The protest classic "The Times They Are A-Changin'" comes from the album of the same name. "It Ain't Me Babe" is from ANOTHER SIDE OF BOB DYLAN. Though I like the cover by Johnny Cash and June Carter, I still prefer Dylan's more understated orginal.

BRINGING IT ALL BACK HOME was originally divided into acoustic and electric sides and each wisely gets one track. The wonderfully noise-ridden "Subterranean Homesick Blues" represents the electric side while "Mr. Tambourine Man" comes from the acoustic side. Again, the Byrds did a great job on their cover, but Dylan's original is still the best (and contains some of his greatest lyrics).

My favorite Dylan record of this period, HIGHWAY 61 REVISITED, has only one song on here but it's a good one. "Like a Rolling Stone" was his first genuine hit single and is still one of his best known songs.

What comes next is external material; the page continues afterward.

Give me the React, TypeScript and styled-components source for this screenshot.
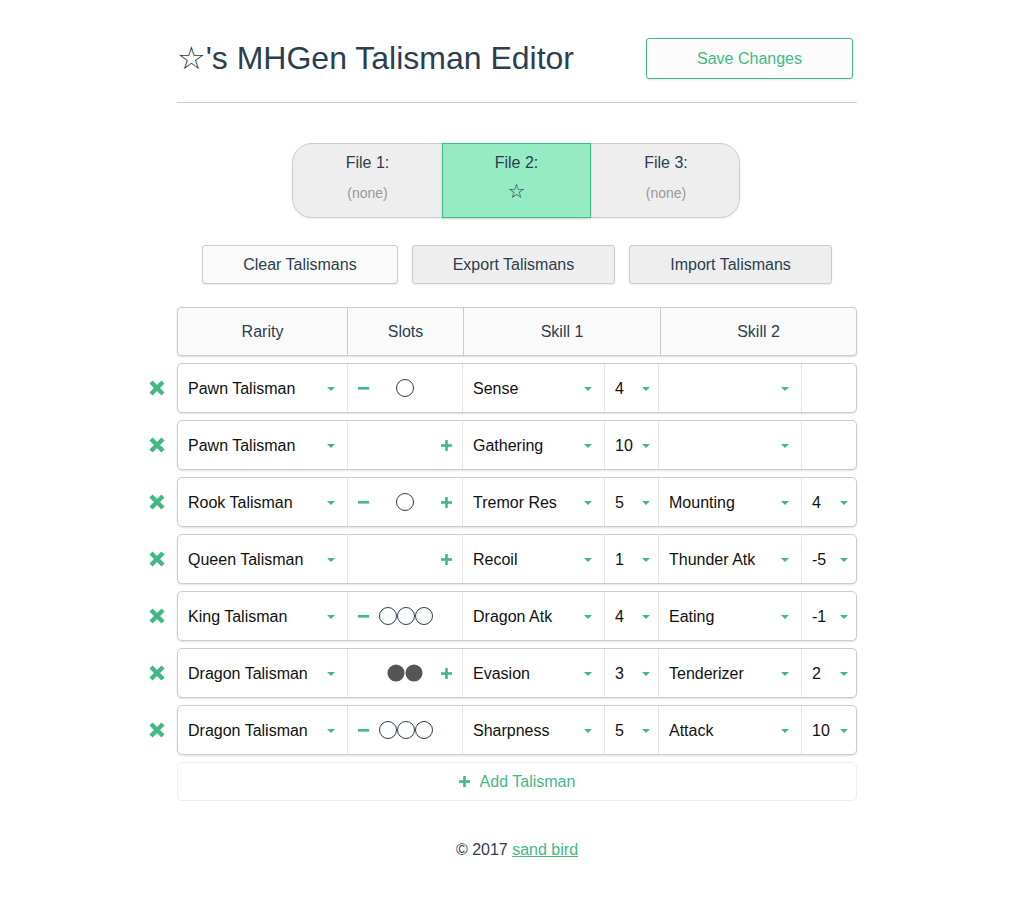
import React from 'react';
import styled, { createGlobalStyle } from 'styled-components';

const green = '#42b983';
const navy = '#2c3e50';

const GlobalStyle = createGlobalStyle`
  body {
    margin: 0;
    background: #fff;
    font-family: "Liberation Sans", Arial, "DejaVu Sans", sans-serif;
    color: ${navy};
  }
`;

const Page = styled.div`
  width: 680px;
  margin: 0 auto;
  padding: 38px 0 40px 25px;
`;

const TopBar = styled.header`
  display: flex;
  justify-content: space-between;
  align-items: center;
  padding-right: 4px;
`;

const Title = styled.h1`
  margin: 0;
  font-size: 32px;
  font-weight: normal;
  color: ${navy};
  line-height: 41px;
`;

const SaveButton = styled.button`
  width: 207px;
  height: 41px;
  border: 1px solid ${green};
  border-radius: 3px;
  background: #fcfcfc;
  color: ${green};
  font-family: inherit;
  font-size: 16px;
  box-shadow: 0 1px 2px rgba(0, 0, 0, 0.1);
`;

const Rule = styled.hr`
  margin: 23px 0 0;
  border: 0;
  border-top: 1px solid #ccc;
`;

const Tabs = styled.div`
  display: grid;
  grid-template-columns: 149px 149px 150px;
  width: 448px;
  height: 75px;
  margin: 40px auto 0;
  border: 1px solid #ccc;
  border-radius: 20px;
  background: #eee;
  box-sizing: border-box;
  box-shadow: 0 1px 2px rgba(0, 0, 0, 0.08);
  transform: translateX(-1px);
`;

const Tab = styled.div<{ $active?: boolean }>`
  display: flex;
  flex-direction: column;
  align-items: center;
  padding-top: 9px;
  margin: ${p => (p.$active ? '-1px 0' : '0')};
  background: ${p => (p.$active ? '#95ebc4' : 'transparent')};
  border: ${p => (p.$active ? `1px solid ${green}` : '0')};
  box-shadow: ${p => (p.$active ? '0 1px 2px rgba(0, 0, 0, 0.15)' : 'none')};
`;

const TabLabel = styled.div`
  font-size: 16px;
  line-height: 20px;
  color: ${navy};
`;

const TabSub = styled.div<{ $star?: boolean }>`
  margin-top: ${p => (p.$star ? '8px' : '10px')};
  font-size: ${p => (p.$star ? '20px' : '14px')};
  line-height: 20px;
  color: ${p => (p.$star ? navy : '#999')};
  font-family: ${p => (p.$star ? '"DejaVu Sans", sans-serif' : 'inherit')};
`;

const Actions = styled.div`
  display: flex;
  justify-content: center;
  gap: 14px;
  margin-top: 27px;
`;

const ActionButton = styled.button<{ $light?: boolean }>`
  height: 39px;
  padding: 0 40px;
  border: 1px solid #ccc;
  border-radius: 3px;
  background: ${p => (p.$light ? '#fafafa' : '#eee')};
  color: ${navy};
  font-family: inherit;
  font-size: 16px;
  box-shadow: 0 1px 2px rgba(0, 0, 0, 0.08);
`;

const HeadRow = styled.div`
  display: grid;
  grid-template-columns: 170px 116px 197px 1fr;
  height: 49px;
  margin-top: 23px;
  border: 1px solid #ccc;
  border-radius: 4px;
  background: #fafafa;
  box-sizing: border-box;
  box-shadow: 0 1px 2px rgba(0, 0, 0, 0.15);
`;

const HeadCell = styled.div`
  display: flex;
  align-items: center;
  justify-content: center;
  padding-top: 1px;
  font-size: 16px;
  color: ${navy};
  border-right: 1px solid #ccc;
  &:last-child {
    border-right: 0;
  }
`;

const Line = styled.div`
  display: flex;
  margin: 7px 0 0 -40px;
`;

const DeleteButton = styled.div`
  width: 40px;
  display: flex;
  align-items: center;
  justify-content: center;
`;

const Row = styled.div`
  flex: 1;
  display: grid;
  grid-template-columns: 170px 115px 142px 54px 143px 1fr;
  height: 50px;
  border: 1px solid #ccc;
  border-radius: 5px;
  background: #fff;
  box-sizing: border-box;
  box-shadow: 0 1px 2px rgba(0, 0, 0, 0.12);
`;

const Cell = styled.div<{ $tight?: boolean }>`
  display: flex;
  align-items: center;
  justify-content: space-between;
  padding: 1px ${p => (p.$tight ? '8px' : '12px')} 0 10px;
  border-right: 1px solid #e5e5e5;
  font-size: 16px;
  color: #111;
  &:last-child {
    border-right: 0;
  }
`;

const Arrow = styled.span`
  width: 0;
  height: 0;
  border-left: 4px solid transparent;
  border-right: 4px solid transparent;
  border-top: 4px solid ${green};
`;

const SlotCell = styled.div`
  display: grid;
  grid-template-columns: 21px 1fr 21px;
  align-items: center;
  padding: 0 10px;
  border-right: 1px solid #e5e5e5;
`;

const SlotControl = styled.span<{ $end?: boolean }>`
  display: flex;
  justify-content: ${p => (p.$end ? 'flex-end' : 'flex-start')};
`;

const Circles = styled.div`
  display: flex;
  justify-content: center;
`;

const Circle = styled.span<{ $filled?: boolean }>`
  width: 18px;
  height: 18px;
  border-radius: 50%;
  box-sizing: border-box;
  border: ${p => (p.$filled ? '0' : `1.5px solid ${navy}`)};
  background: ${p => (p.$filled ? '#555' : 'transparent')};
  transform: ${p => (p.$filled ? 'scale(0.95)' : 'none')};
`;

const AddRow = styled.div`
  display: flex;
  align-items: center;
  justify-content: center;
  gap: 10px;
  height: 39px;
  margin-top: 7px;
  border: 1px solid #eee;
  border-radius: 5px;
  color: ${green};
  font-size: 16px;
  box-sizing: border-box;
`;

const Footer = styled.footer`
  margin-top: 40px;
  text-align: center;
  font-size: 16px;
  color: ${navy};
  a {
    color: ${green};
  }
`;

const Cross = () => (
  <svg width="16" height="16" viewBox="0 0 16 16">
    <path d="M2 2 L14 14 M14 2 L2 14" stroke={green} strokeWidth="4.4" />
  </svg>
);

const Minus = () => (
  <svg width="11" height="11" viewBox="0 0 11 11">
    <rect x="0" y="4" width="11" height="2.6" fill={green} />
  </svg>
);

const Plus = ({ size = 11 }: { size?: number }) => (
  <svg width={size} height={size} viewBox="0 0 11 11">
    <rect x="0" y="4.2" width="11" height="2.6" fill={green} />
    <rect x="4.2" y="0" width="2.6" height="11" fill={green} />
  </svg>
);

interface Talisman {
  rarity: string;
  slots: number;
  min: boolean;
  max: boolean;
  filled?: boolean;
  skill1: string;
  lv1: string;
  skill2: string;
  lv2: string;
}

const talismans: Talisman[] = [
  { rarity: 'Pawn Talisman', slots: 1, min: true, max: false, skill1: 'Sense', lv1: '4', skill2: '', lv2: '' },
  { rarity: 'Pawn Talisman', slots: 0, min: false, max: true, skill1: 'Gathering', lv1: '10', skill2: '', lv2: '' },
  { rarity: 'Rook Talisman', slots: 1, min: true, max: true, skill1: 'Tremor Res', lv1: '5', skill2: 'Mounting', lv2: '4' },
  { rarity: 'Queen Talisman', slots: 0, min: false, max: true, skill1: 'Recoil', lv1: '1', skill2: 'Thunder Atk', lv2: '-5' },
  { rarity: 'King Talisman', slots: 3, min: true, max: false, skill1: 'Dragon Atk', lv1: '4', skill2: 'Eating', lv2: '-1' },
  { rarity: 'Dragon Talisman', slots: 2, min: false, max: true, filled: true, skill1: 'Evasion', lv1: '3', skill2: 'Tenderizer', lv2: '2' },
  { rarity: 'Dragon Talisman', slots: 3, min: true, max: false, skill1: 'Sharpness', lv1: '5', skill2: 'Attack', lv2: '10' },
];

const Select: React.FC<{ value: string; tight?: boolean }> = ({ value, tight }) => (
  <Cell $tight={tight}>
    <span>{value}</span>
    <Arrow />
  </Cell>
);

const App: React.FC = () => (
  <Page>
    <GlobalStyle />
    <TopBar>
      <Title>☆'s MHGen Talisman Editor</Title>
      <SaveButton>Save Changes</SaveButton>
    </TopBar>
    <Rule />

    <Tabs>
      <Tab>
        <TabLabel>File 1:</TabLabel>
        <TabSub>(none)</TabSub>
      </Tab>
      <Tab $active>
        <TabLabel>File 2:</TabLabel>
        <TabSub $star>☆</TabSub>
      </Tab>
      <Tab>
        <TabLabel>File 3:</TabLabel>
        <TabSub>(none)</TabSub>
      </Tab>
    </Tabs>

    <Actions>
      <ActionButton $light>Clear Talismans</ActionButton>
      <ActionButton>Export Talismans</ActionButton>
      <ActionButton>Import Talismans</ActionButton>
    </Actions>

    <HeadRow>
      <HeadCell>Rarity</HeadCell>
      <HeadCell>Slots</HeadCell>
      <HeadCell>Skill 1</HeadCell>
      <HeadCell>Skill 2</HeadCell>
    </HeadRow>

    {talismans.map((t, i) => (
      <Line key={i}>
        <DeleteButton>
          <Cross />
        </DeleteButton>
        <Row>
          <Select value={t.rarity} />
          <SlotCell>
            <SlotControl>{t.min && <Minus />}</SlotControl>
            <Circles>
              {Array.from({ length: t.slots }).map((_, j) => (
                <Circle key={j} $filled={t.filled} />
              ))}
            </Circles>
            <SlotControl $end>{t.max && <Plus />}</SlotControl>
          </SlotCell>
          <Select value={t.skill1} />
          <Select value={t.lv1} tight />
          <Select value={t.skill2} />
          {t.skill2 ? <Select value={t.lv2} tight /> : <Cell />}
        </Row>
      </Line>
    ))}

    <AddRow>
      <Plus />
      <span>Add Talisman</span>
    </AddRow>

    <Footer>
      © 2017 <a href="#">sand bird</a>
    </Footer>
  </Page>
);

export default App;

The double disc BLONDE ON BLONDE is represented by the opener "Rainy Day Women..." (who could forget that chorus), the aching "I Want You," and the pretty but pointed "Just Like a Woman."

In addition to these album classics, the non-LP single "Positively 4th Street" made it's album debut on this record. It's a great song and, while it's unfortunate it never made it onto one of his proper albums, it's right at home with these other Dylan classics.

This was the first Dylan album I bought and I would reccomend it to others looking for their first Dylan album. Then I would move on to the double disc GREATEST HITS, VOL. II then start getting his original albums. Dylan is one of rock's most proflific performers, but this short but sweet compilation is a great place to start.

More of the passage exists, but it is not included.